Task details >> Print the lines starting at the line containing "Write the React, TypeScript" and ending at the line containing "import React from", exactly and in full, without the pictures.

++++

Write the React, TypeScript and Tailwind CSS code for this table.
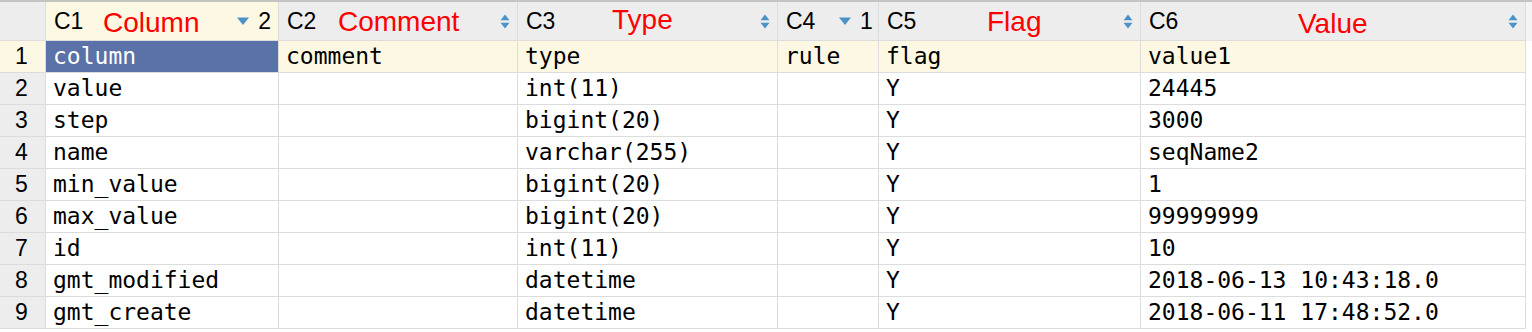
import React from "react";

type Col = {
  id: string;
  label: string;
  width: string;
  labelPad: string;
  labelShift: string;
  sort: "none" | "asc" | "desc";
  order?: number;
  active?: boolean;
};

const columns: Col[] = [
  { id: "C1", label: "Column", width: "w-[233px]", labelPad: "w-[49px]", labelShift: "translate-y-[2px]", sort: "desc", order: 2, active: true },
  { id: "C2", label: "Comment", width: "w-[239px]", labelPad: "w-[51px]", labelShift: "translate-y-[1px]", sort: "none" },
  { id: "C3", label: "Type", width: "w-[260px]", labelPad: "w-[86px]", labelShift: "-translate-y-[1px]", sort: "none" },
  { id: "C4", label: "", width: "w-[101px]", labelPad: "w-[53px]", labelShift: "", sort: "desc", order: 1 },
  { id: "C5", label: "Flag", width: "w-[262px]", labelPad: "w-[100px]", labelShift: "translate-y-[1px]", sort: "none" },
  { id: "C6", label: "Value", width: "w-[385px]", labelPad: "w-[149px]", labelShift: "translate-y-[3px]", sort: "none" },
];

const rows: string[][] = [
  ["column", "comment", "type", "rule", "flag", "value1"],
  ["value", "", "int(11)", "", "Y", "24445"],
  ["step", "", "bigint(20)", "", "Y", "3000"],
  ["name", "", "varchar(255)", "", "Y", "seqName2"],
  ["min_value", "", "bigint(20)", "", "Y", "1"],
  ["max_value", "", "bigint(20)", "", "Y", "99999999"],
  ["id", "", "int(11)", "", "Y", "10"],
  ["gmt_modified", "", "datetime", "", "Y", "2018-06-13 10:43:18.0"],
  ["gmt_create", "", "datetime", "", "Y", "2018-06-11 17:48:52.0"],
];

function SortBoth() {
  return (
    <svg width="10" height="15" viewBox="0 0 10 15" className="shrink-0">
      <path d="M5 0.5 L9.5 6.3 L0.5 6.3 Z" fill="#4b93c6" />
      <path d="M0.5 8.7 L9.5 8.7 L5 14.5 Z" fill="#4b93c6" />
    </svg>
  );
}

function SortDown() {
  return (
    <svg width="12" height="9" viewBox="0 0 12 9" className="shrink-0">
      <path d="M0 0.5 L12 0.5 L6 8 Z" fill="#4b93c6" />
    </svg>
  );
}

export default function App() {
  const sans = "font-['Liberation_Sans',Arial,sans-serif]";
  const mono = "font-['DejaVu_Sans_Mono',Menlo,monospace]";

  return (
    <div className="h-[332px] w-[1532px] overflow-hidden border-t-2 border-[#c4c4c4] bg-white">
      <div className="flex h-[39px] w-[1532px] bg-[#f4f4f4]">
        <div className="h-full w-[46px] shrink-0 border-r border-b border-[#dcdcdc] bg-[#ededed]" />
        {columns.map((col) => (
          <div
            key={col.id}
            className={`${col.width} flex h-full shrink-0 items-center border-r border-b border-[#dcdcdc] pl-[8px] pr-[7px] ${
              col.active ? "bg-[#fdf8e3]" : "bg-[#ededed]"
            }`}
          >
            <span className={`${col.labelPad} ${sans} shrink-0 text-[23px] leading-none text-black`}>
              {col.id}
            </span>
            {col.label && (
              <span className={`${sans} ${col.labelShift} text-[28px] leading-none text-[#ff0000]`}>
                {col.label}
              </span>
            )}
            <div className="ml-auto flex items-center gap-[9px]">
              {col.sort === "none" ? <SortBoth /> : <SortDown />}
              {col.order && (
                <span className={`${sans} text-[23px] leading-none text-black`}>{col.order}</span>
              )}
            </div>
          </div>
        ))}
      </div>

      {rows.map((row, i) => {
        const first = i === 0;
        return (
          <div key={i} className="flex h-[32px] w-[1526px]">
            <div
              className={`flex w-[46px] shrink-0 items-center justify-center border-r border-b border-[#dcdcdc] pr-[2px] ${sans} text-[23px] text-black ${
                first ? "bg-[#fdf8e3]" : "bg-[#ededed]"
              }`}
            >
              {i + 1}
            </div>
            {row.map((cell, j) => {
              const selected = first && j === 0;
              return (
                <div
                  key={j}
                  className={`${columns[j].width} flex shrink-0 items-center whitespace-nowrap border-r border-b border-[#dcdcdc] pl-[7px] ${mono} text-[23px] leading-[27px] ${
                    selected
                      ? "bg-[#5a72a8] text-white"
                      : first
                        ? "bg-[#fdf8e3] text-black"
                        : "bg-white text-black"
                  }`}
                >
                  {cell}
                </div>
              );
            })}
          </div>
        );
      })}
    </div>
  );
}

++++

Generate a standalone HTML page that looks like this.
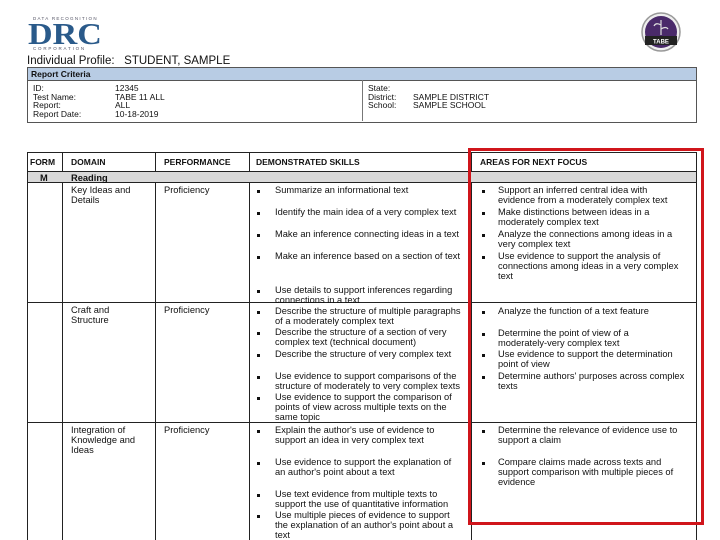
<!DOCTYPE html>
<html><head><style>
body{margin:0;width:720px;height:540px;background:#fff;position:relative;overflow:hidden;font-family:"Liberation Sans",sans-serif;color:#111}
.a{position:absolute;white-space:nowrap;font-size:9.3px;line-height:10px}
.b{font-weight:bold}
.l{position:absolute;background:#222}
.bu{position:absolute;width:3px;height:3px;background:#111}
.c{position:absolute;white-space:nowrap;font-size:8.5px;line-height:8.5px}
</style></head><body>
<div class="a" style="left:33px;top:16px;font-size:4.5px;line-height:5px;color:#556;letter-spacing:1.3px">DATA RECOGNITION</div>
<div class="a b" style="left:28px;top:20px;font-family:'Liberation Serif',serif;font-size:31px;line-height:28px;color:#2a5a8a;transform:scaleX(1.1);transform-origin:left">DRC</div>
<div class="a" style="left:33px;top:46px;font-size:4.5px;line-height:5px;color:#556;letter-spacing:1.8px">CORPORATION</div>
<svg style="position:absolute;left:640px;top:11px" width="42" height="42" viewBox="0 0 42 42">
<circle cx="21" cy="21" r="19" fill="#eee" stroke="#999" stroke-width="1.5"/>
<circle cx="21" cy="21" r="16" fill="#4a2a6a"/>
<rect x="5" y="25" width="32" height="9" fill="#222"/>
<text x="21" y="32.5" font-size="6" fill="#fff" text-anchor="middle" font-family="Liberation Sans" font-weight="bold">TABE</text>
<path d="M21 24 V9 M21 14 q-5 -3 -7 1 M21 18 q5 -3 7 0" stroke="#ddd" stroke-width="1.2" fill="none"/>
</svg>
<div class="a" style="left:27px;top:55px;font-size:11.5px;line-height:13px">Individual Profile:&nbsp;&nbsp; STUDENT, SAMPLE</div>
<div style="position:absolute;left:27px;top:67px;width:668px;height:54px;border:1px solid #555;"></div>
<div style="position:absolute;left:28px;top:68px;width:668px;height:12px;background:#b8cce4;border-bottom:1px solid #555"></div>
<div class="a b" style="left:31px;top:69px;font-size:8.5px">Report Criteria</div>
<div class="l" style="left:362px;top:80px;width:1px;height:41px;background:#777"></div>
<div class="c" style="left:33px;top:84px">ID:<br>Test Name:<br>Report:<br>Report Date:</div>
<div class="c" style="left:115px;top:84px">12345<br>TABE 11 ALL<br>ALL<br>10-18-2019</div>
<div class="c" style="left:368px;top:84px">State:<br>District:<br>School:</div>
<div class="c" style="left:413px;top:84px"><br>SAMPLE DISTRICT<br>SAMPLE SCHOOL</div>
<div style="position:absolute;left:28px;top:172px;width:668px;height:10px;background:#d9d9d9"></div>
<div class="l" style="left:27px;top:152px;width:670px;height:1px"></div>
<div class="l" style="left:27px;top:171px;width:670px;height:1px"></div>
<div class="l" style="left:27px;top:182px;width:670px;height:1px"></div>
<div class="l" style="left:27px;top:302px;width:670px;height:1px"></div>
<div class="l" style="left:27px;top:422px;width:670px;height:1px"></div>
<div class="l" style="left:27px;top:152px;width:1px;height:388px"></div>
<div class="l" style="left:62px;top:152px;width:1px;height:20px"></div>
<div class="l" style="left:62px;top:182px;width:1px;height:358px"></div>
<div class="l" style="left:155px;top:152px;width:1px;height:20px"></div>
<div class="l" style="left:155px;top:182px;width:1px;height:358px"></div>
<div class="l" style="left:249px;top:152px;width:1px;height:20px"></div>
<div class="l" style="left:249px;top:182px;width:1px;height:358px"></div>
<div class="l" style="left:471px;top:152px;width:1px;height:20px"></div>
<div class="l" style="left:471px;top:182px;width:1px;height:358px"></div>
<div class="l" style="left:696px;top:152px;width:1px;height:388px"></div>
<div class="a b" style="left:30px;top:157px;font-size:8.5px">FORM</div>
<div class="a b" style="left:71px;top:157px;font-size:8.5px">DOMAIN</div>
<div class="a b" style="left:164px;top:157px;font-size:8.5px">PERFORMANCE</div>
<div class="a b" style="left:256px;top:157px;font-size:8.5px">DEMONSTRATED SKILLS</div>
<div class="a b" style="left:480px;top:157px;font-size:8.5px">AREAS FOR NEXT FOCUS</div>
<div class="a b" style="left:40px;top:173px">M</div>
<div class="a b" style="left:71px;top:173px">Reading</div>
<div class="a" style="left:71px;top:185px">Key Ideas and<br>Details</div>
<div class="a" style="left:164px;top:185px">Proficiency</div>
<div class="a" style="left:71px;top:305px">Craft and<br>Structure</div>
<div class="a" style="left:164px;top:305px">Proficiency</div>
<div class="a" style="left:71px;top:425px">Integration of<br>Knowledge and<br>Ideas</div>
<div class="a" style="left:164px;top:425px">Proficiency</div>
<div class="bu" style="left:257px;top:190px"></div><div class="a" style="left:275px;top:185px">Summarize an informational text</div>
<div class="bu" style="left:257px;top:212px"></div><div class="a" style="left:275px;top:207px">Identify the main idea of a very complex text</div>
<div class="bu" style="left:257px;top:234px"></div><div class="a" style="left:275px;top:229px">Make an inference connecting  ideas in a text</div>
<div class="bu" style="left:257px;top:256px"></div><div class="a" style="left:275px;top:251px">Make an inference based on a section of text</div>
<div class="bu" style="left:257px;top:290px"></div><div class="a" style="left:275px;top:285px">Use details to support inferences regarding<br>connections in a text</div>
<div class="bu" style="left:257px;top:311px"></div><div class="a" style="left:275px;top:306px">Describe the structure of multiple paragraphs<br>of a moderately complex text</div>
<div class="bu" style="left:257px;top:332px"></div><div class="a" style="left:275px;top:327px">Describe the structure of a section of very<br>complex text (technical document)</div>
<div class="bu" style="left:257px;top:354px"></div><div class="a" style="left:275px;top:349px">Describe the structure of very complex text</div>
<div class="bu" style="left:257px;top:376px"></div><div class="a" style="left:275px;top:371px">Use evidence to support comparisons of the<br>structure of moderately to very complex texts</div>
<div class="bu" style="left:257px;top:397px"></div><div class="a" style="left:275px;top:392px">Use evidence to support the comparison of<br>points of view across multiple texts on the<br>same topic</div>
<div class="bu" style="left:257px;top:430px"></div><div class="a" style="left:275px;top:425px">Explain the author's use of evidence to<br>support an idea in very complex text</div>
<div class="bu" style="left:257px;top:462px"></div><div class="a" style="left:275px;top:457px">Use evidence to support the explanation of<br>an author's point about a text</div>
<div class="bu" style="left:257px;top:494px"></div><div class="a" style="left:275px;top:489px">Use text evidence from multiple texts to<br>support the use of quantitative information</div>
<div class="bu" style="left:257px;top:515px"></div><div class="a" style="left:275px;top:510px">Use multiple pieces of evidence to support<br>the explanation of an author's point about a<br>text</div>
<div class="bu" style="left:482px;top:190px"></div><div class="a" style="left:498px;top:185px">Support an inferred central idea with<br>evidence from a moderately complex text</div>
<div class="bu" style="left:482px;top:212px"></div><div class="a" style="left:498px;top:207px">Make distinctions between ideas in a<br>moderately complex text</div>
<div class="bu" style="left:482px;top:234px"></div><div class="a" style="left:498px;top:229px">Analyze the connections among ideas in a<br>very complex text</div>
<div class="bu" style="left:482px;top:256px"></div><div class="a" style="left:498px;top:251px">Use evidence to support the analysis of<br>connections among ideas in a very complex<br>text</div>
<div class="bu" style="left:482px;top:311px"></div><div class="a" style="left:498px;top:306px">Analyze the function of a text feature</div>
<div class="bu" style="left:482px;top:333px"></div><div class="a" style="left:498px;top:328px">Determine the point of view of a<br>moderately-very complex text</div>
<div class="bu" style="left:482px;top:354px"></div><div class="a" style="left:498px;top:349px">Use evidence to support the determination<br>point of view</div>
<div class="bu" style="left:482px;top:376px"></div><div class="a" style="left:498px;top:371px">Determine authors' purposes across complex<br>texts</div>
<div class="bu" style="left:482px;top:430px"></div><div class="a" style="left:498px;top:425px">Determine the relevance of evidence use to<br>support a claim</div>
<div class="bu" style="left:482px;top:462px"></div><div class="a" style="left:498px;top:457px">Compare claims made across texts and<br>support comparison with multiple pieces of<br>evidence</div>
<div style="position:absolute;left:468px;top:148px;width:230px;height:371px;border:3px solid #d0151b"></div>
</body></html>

++++

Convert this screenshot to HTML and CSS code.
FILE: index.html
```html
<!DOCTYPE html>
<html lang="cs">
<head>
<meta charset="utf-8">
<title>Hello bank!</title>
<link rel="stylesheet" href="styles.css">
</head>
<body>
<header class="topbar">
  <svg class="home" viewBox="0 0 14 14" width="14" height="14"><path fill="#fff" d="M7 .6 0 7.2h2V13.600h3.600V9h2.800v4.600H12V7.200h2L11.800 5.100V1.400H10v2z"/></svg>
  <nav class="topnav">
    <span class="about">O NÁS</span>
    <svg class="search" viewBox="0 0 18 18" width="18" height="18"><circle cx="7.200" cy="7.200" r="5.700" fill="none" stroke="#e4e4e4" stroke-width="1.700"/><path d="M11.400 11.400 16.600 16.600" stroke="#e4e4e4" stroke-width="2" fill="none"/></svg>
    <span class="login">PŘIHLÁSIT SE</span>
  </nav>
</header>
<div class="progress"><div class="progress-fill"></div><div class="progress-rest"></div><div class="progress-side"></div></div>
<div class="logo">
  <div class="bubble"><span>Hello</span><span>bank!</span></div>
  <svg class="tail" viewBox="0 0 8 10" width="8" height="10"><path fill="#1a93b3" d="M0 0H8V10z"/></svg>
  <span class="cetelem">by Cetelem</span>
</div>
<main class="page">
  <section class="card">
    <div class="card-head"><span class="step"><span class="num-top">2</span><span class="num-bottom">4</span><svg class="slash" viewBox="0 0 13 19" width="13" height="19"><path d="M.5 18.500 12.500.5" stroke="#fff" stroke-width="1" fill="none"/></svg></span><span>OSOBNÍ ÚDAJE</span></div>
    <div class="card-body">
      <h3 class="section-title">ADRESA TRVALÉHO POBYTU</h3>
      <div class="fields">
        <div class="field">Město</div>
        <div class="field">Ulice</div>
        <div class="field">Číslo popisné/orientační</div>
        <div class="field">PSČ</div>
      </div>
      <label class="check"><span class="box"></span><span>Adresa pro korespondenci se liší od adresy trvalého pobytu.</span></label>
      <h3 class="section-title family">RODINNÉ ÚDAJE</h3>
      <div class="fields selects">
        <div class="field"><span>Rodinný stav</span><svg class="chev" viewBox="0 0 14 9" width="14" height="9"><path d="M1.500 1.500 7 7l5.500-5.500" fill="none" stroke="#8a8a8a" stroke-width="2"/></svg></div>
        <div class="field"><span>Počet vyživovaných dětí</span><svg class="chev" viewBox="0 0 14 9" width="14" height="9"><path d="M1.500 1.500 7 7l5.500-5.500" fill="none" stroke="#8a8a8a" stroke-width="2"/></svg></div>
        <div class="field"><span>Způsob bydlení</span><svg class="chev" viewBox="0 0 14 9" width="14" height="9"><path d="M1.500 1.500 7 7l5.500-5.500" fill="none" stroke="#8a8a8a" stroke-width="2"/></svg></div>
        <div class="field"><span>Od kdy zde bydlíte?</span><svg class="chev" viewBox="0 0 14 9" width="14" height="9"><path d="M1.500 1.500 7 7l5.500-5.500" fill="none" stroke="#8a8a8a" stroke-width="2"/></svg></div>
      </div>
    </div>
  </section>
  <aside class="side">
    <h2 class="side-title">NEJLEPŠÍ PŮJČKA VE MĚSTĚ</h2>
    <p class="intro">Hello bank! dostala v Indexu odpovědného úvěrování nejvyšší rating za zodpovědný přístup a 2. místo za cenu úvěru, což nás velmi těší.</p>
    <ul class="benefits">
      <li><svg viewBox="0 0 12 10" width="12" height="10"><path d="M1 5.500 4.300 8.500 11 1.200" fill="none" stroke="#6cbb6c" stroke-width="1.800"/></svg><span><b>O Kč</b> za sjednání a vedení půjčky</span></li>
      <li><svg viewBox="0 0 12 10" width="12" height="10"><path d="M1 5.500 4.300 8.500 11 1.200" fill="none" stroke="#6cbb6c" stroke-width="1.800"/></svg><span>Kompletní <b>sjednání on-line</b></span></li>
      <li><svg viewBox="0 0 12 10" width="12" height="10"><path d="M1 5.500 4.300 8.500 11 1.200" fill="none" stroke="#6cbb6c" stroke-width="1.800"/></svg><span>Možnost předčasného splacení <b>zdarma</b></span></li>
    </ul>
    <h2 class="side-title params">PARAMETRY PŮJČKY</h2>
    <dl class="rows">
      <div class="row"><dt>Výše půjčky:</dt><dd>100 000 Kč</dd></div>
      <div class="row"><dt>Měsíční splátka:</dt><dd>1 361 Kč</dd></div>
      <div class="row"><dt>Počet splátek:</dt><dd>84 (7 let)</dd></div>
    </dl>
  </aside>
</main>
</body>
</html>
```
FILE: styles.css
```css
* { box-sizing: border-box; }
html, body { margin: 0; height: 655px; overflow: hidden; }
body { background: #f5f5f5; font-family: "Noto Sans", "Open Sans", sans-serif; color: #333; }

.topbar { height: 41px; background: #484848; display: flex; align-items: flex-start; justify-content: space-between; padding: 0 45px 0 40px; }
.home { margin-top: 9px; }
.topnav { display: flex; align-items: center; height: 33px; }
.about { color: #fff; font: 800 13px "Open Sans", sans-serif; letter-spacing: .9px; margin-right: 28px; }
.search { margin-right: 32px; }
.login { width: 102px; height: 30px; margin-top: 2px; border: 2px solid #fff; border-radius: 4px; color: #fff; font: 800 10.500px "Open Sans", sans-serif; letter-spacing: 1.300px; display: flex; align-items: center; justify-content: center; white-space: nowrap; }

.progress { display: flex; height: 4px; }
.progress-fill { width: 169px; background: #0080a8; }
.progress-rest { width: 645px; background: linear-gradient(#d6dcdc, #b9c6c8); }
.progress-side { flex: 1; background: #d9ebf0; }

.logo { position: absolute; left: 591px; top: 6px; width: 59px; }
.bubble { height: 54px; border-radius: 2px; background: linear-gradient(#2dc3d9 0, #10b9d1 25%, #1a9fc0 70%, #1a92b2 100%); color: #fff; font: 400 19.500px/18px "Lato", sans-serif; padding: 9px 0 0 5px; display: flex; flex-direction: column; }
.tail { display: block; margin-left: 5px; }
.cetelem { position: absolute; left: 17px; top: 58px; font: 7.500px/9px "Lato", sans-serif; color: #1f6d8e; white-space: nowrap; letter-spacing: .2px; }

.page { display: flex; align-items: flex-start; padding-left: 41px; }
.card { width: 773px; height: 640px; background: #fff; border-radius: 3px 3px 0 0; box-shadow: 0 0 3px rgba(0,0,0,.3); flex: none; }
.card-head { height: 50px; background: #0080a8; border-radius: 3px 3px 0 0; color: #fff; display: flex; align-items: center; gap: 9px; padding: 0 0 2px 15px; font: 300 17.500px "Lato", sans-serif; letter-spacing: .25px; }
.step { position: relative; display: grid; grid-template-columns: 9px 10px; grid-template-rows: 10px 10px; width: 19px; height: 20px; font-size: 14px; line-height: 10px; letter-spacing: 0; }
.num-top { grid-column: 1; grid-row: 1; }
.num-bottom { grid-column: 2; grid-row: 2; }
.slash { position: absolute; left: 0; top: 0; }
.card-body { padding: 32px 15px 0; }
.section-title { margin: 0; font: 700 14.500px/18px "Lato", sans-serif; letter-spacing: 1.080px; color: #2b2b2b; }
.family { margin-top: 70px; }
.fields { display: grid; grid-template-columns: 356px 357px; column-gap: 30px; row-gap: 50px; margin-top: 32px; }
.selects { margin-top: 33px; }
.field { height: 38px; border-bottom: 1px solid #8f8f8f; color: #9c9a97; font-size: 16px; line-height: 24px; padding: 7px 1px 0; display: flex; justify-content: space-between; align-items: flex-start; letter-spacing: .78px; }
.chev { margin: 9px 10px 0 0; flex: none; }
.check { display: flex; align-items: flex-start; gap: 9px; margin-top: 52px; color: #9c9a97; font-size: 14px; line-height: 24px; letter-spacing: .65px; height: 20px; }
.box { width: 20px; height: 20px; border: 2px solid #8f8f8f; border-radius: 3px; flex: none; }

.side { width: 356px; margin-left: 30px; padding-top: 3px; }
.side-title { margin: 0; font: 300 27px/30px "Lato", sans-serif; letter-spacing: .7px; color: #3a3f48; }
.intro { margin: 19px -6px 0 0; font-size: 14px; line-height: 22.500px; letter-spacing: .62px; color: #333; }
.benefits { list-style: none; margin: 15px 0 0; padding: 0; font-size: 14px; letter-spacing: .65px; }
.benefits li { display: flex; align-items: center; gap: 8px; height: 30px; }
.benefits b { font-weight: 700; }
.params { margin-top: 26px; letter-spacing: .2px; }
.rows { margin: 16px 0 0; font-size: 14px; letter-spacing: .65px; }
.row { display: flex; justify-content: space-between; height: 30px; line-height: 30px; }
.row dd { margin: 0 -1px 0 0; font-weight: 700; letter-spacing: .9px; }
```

++++

Answer for this exercise >>
Write the React, TypeScript and Tailwind CSS code for this table.
import React from "react";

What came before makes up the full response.